** begin **

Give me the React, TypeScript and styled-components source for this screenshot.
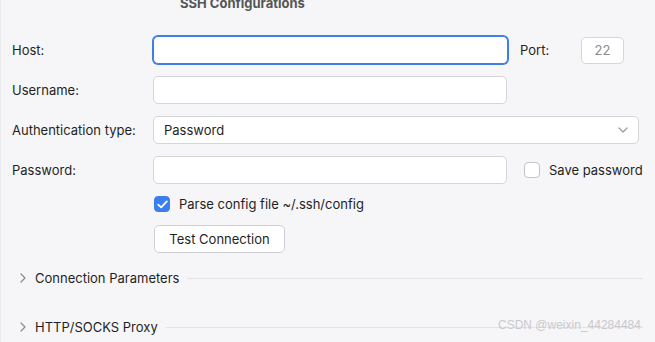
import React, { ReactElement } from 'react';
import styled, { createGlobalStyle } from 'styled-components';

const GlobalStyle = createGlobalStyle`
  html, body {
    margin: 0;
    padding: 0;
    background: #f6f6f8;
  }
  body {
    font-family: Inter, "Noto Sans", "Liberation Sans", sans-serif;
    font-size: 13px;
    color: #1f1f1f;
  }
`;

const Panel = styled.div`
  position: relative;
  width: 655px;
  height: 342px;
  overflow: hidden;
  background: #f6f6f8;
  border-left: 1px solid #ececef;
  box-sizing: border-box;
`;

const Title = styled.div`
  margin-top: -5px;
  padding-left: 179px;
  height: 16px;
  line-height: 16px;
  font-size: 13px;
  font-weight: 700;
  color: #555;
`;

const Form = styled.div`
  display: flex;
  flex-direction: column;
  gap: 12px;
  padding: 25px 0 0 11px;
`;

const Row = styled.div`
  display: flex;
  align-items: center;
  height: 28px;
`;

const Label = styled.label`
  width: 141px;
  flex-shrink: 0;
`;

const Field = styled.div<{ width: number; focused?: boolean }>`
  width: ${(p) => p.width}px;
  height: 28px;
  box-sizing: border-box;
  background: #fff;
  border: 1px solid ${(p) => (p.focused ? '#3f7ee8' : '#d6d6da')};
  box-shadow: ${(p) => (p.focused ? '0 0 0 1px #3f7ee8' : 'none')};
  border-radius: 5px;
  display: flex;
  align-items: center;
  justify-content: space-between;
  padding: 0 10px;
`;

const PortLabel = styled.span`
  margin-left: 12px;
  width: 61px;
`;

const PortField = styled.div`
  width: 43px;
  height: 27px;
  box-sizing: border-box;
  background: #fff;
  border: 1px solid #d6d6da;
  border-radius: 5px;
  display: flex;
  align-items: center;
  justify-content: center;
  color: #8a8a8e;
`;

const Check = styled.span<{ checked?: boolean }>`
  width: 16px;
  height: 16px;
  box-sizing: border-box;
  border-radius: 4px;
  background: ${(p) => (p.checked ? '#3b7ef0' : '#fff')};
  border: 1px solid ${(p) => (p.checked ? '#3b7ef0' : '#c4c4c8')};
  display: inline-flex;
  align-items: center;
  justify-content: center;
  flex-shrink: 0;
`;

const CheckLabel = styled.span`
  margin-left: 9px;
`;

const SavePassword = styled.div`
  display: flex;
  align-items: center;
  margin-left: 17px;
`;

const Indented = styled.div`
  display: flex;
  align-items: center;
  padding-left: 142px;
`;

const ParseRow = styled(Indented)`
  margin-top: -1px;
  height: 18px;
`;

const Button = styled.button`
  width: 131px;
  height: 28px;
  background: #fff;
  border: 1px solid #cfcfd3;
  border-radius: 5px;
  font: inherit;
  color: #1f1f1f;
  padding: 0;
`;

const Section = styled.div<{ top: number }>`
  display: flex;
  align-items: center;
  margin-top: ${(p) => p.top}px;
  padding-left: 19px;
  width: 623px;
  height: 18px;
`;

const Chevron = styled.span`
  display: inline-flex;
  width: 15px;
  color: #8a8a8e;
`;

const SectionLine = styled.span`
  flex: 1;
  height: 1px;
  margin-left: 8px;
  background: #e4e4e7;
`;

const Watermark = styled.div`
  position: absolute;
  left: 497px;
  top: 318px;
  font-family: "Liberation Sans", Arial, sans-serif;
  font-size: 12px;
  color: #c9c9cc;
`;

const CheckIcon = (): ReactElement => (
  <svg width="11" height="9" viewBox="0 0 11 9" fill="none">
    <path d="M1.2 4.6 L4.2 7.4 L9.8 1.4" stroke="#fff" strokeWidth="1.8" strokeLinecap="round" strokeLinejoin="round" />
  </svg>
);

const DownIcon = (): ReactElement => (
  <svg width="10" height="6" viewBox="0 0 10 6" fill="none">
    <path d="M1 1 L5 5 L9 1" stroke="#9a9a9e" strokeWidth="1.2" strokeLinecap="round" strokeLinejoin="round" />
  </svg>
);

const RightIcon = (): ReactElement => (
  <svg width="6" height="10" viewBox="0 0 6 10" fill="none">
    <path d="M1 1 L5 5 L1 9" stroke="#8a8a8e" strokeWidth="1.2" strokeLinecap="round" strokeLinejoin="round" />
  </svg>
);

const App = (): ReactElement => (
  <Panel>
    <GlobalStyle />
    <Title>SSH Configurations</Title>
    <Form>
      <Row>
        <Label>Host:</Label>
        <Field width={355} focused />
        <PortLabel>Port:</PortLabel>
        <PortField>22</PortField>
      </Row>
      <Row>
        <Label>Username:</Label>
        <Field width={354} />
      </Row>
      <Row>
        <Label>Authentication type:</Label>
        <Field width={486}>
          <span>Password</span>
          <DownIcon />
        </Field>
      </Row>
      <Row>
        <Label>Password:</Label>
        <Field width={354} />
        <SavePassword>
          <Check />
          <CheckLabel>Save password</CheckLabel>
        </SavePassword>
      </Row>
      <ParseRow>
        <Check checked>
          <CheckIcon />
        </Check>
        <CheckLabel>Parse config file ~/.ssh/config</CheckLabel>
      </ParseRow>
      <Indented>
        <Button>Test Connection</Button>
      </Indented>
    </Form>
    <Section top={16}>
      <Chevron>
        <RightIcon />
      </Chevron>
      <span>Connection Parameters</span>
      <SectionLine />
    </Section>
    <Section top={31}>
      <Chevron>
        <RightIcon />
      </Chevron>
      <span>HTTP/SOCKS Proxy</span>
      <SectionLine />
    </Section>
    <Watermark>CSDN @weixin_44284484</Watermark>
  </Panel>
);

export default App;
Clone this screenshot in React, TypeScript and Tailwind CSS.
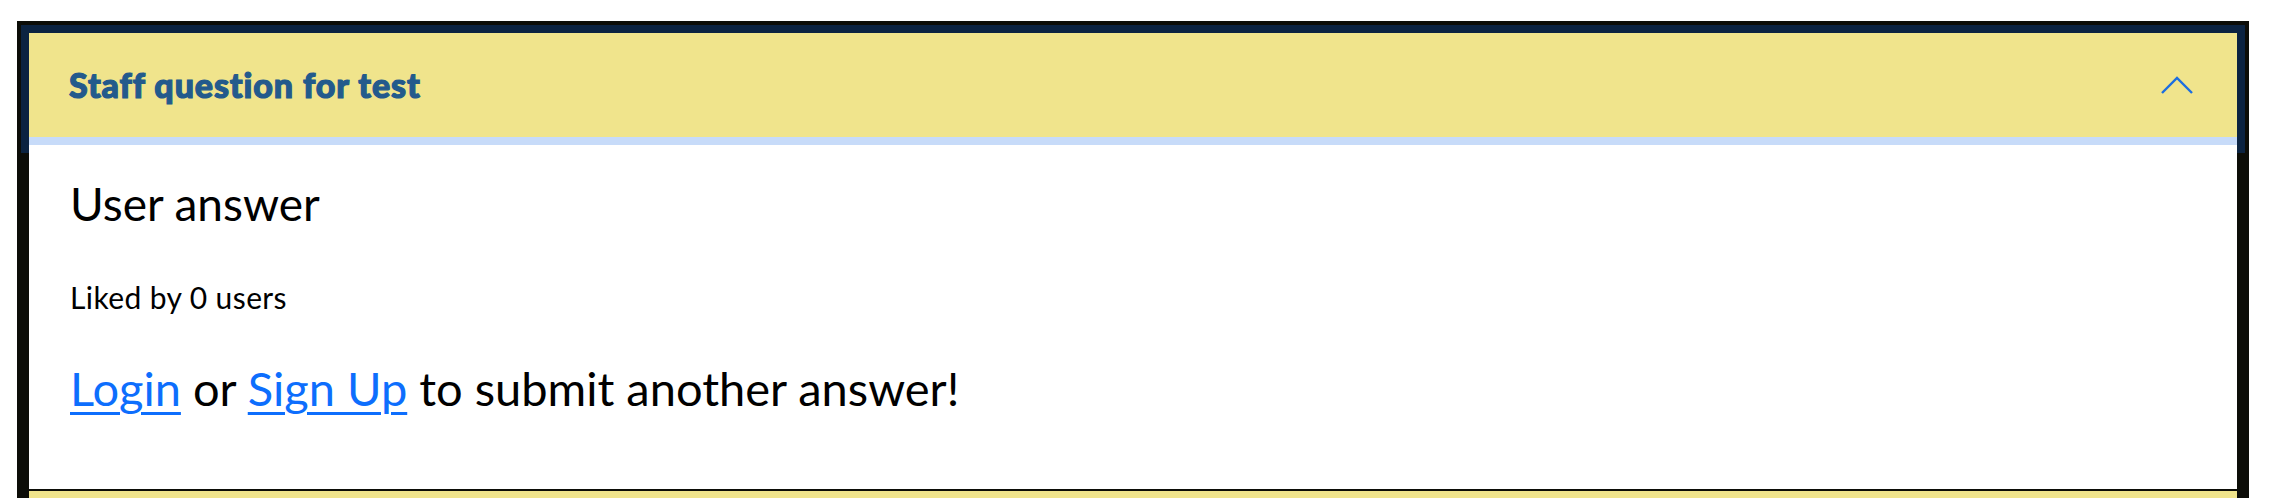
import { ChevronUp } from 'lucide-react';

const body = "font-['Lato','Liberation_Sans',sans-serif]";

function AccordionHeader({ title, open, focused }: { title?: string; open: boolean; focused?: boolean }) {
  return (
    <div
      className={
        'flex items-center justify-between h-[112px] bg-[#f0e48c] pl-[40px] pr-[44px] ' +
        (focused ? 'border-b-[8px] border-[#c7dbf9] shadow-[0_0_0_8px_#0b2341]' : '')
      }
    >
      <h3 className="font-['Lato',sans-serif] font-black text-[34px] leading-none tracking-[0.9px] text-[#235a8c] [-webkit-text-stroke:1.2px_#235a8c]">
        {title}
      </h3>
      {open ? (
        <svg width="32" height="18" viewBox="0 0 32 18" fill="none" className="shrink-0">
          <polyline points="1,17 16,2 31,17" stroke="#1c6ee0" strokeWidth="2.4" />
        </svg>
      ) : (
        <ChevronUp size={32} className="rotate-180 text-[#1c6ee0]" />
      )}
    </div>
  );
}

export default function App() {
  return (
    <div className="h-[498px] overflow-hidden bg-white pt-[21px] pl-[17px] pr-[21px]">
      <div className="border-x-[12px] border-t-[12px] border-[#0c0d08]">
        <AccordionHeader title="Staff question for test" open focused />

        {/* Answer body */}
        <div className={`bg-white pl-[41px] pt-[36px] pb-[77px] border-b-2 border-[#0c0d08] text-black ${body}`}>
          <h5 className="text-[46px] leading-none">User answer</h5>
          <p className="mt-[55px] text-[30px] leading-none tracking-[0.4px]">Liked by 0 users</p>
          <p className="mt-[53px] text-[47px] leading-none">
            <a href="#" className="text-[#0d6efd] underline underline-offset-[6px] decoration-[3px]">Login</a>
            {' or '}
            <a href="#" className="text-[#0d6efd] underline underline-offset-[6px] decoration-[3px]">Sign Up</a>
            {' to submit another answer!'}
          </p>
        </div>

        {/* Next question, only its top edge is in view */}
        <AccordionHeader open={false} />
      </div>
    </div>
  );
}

** end **

_Goal of the exercise_: Verbatim reproduction of every record is required; images are left out.

_The answer_:
Give me the React, TypeScript and styled-components source for this screenshot.
import React, { ReactElement } from 'react';
import styled, { createGlobalStyle } from 'styled-components';

const GlobalStyle = createGlobalStyle`
  html, body {
    margin: 0;
    padding: 0;
    background: #f6f6f8;
  }
  body {
    font-family: Inter, "Noto Sans", "Liberation Sans", sans-serif;
    font-size: 13px;
    color: #1f1f1f;
  }
`;

const Panel = styled.div`
  position: relative;
  width: 655px;
  height: 342px;
  overflow: hidden;
  background: #f6f6f8;
  border-left: 1px solid #ececef;
  box-sizing: border-box;
`;

const Title = styled.div`
  margin-top: -5px;
  padding-left: 179px;
  height: 16px;
  line-height: 16px;
  font-size: 13px;
  font-weight: 700;
  color: #555;
`;

const Form = styled.div`
  display: flex;
  flex-direction: column;
  gap: 12px;
  padding: 25px 0 0 11px;
`;

const Row = styled.div`
  display: flex;
  align-items: center;
  height: 28px;
`;

const Label = styled.label`
  width: 141px;
  flex-shrink: 0;
`;

const Field = styled.div<{ width: number; focused?: boolean }>`
  width: ${(p) => p.width}px;
  height: 28px;
  box-sizing: border-box;
  background: #fff;
  border: 1px solid ${(p) => (p.focused ? '#3f7ee8' : '#d6d6da')};
  box-shadow: ${(p) => (p.focused ? '0 0 0 1px #3f7ee8' : 'none')};
  border-radius: 5px;
  display: flex;
  align-items: center;
  justify-content: space-between;
  padding: 0 10px;
`;

const PortLabel = styled.span`
  margin-left: 12px;
  width: 61px;
`;

const PortField = styled.div`
  width: 43px;
  height: 27px;
  box-sizing: border-box;
  background: #fff;
  border: 1px solid #d6d6da;
  border-radius: 5px;
  display: flex;
  align-items: center;
  justify-content: center;
  color: #8a8a8e;
`;

const Check = styled.span<{ checked?: boolean }>`
  width: 16px;
  height: 16px;
  box-sizing: border-box;
  border-radius: 4px;
  background: ${(p) => (p.checked ? '#3b7ef0' : '#fff')};
  border: 1px solid ${(p) => (p.checked ? '#3b7ef0' : '#c4c4c8')};
  display: inline-flex;
  align-items: center;
  justify-content: center;
  flex-shrink: 0;
`;

const CheckLabel = styled.span`
  margin-left: 9px;
`;

const SavePassword = styled.div`
  display: flex;
  align-items: center;
  margin-left: 17px;
`;

const Indented = styled.div`
  display: flex;
  align-items: center;
  padding-left: 142px;
`;

const ParseRow = styled(Indented)`
  margin-top: -1px;
  height: 18px;
`;

const Button = styled.button`
  width: 131px;
  height: 28px;
  background: #fff;
  border: 1px solid #cfcfd3;
  border-radius: 5px;
  font: inherit;
  color: #1f1f1f;
  padding: 0;
`;

const Section = styled.div<{ top: number }>`
  display: flex;
  align-items: center;
  margin-top: ${(p) => p.top}px;
  padding-left: 19px;
  width: 623px;
  height: 18px;
`;

const Chevron = styled.span`
  display: inline-flex;
  width: 15px;
  color: #8a8a8e;
`;

const SectionLine = styled.span`
  flex: 1;
  height: 1px;
  margin-left: 8px;
  background: #e4e4e7;
`;

const Watermark = styled.div`
  position: absolute;
  left: 497px;
  top: 318px;
  font-family: "Liberation Sans", Arial, sans-serif;
  font-size: 12px;
  color: #c9c9cc;
`;

const CheckIcon = (): ReactElement => (
  <svg width="11" height="9" viewBox="0 0 11 9" fill="none">
    <path d="M1.2 4.6 L4.2 7.4 L9.8 1.4" stroke="#fff" strokeWidth="1.8" strokeLinecap="round" strokeLinejoin="round" />
  </svg>
);

const DownIcon = (): ReactElement => (
  <svg width="10" height="6" viewBox="0 0 10 6" fill="none">
    <path d="M1 1 L5 5 L9 1" stroke="#9a9a9e" strokeWidth="1.2" strokeLinecap="round" strokeLinejoin="round" />
  </svg>
);

const RightIcon = (): ReactElement => (
  <svg width="6" height="10" viewBox="0 0 6 10" fill="none">
    <path d="M1 1 L5 5 L1 9" stroke="#8a8a8e" strokeWidth="1.2" strokeLinecap="round" strokeLinejoin="round" />
  </svg>
);

const App = (): ReactElement => (
  <Panel>
    <GlobalStyle />
    <Title>SSH Configurations</Title>
    <Form>
      <Row>
        <Label>Host:</Label>
        <Field width={355} focused />
        <PortLabel>Port:</PortLabel>
        <PortField>22</PortField>
      </Row>
      <Row>
        <Label>Username:</Label>
        <Field width={354} />
      </Row>
      <Row>
        <Label>Authentication type:</Label>
        <Field width={486}>
          <span>Password</span>
          <DownIcon />
        </Field>
      </Row>
      <Row>
        <Label>Password:</Label>
        <Field width={354} />
        <SavePassword>
          <Check />
          <CheckLabel>Save password</CheckLabel>
        </SavePassword>
      </Row>
      <ParseRow>
        <Check checked>
          <CheckIcon />
        </Check>
        <CheckLabel>Parse config file ~/.ssh/config</CheckLabel>
      </ParseRow>
      <Indented>
        <Button>Test Connection</Button>
      </Indented>
    </Form>
    <Section top={16}>
      <Chevron>
        <RightIcon />
      </Chevron>
      <span>Connection Parameters</span>
      <SectionLine />
    </Section>
    <Section top={31}>
      <Chevron>
        <RightIcon />
      </Chevron>
      <span>HTTP/SOCKS Proxy</span>
      <SectionLine />
    </Section>
    <Watermark>CSDN @weixin_44284484</Watermark>
  </Panel>
);

export default App;
Clone this screenshot in React, TypeScript and Tailwind CSS.
import { ChevronUp } from 'lucide-react';

const body = "font-['Lato','Liberation_Sans',sans-serif]";

function AccordionHeader({ title, open, focused }: { title?: string; open: boolean; focused?: boolean }) {
  return (
    <div
      className={
        'flex items-center justify-between h-[112px] bg-[#f0e48c] pl-[40px] pr-[44px] ' +
        (focused ? 'border-b-[8px] border-[#c7dbf9] shadow-[0_0_0_8px_#0b2341]' : '')
      }
    >
      <h3 className="font-['Lato',sans-serif] font-black text-[34px] leading-none tracking-[0.9px] text-[#235a8c] [-webkit-text-stroke:1.2px_#235a8c]">
        {title}
      </h3>
      {open ? (
        <svg width="32" height="18" viewBox="0 0 32 18" fill="none" className="shrink-0">
          <polyline points="1,17 16,2 31,17" stroke="#1c6ee0" strokeWidth="2.4" />
        </svg>
      ) : (
        <ChevronUp size={32} className="rotate-180 text-[#1c6ee0]" />
      )}
    </div>
  );
}

export default function App() {
  return (
    <div className="h-[498px] overflow-hidden bg-white pt-[21px] pl-[17px] pr-[21px]">
      <div className="border-x-[12px] border-t-[12px] border-[#0c0d08]">
        <AccordionHeader title="Staff question for test" open focused />

        {/* Answer body */}
        <div className={`bg-white pl-[41px] pt-[36px] pb-[77px] border-b-2 border-[#0c0d08] text-black ${body}`}>
          <h5 className="text-[46px] leading-none">User answer</h5>
          <p className="mt-[55px] text-[30px] leading-none tracking-[0.4px]">Liked by 0 users</p>
          <p className="mt-[53px] text-[47px] leading-none">
            <a href="#" className="text-[#0d6efd] underline underline-offset-[6px] decoration-[3px]">Login</a>
            {' or '}
            <a href="#" className="text-[#0d6efd] underline underline-offset-[6px] decoration-[3px]">Sign Up</a>
            {' to submit another answer!'}
          </p>
        </div>

        {/* Next question, only its top edge is in view */}
        <AccordionHeader open={false} />
      </div>
    </div>
  );
}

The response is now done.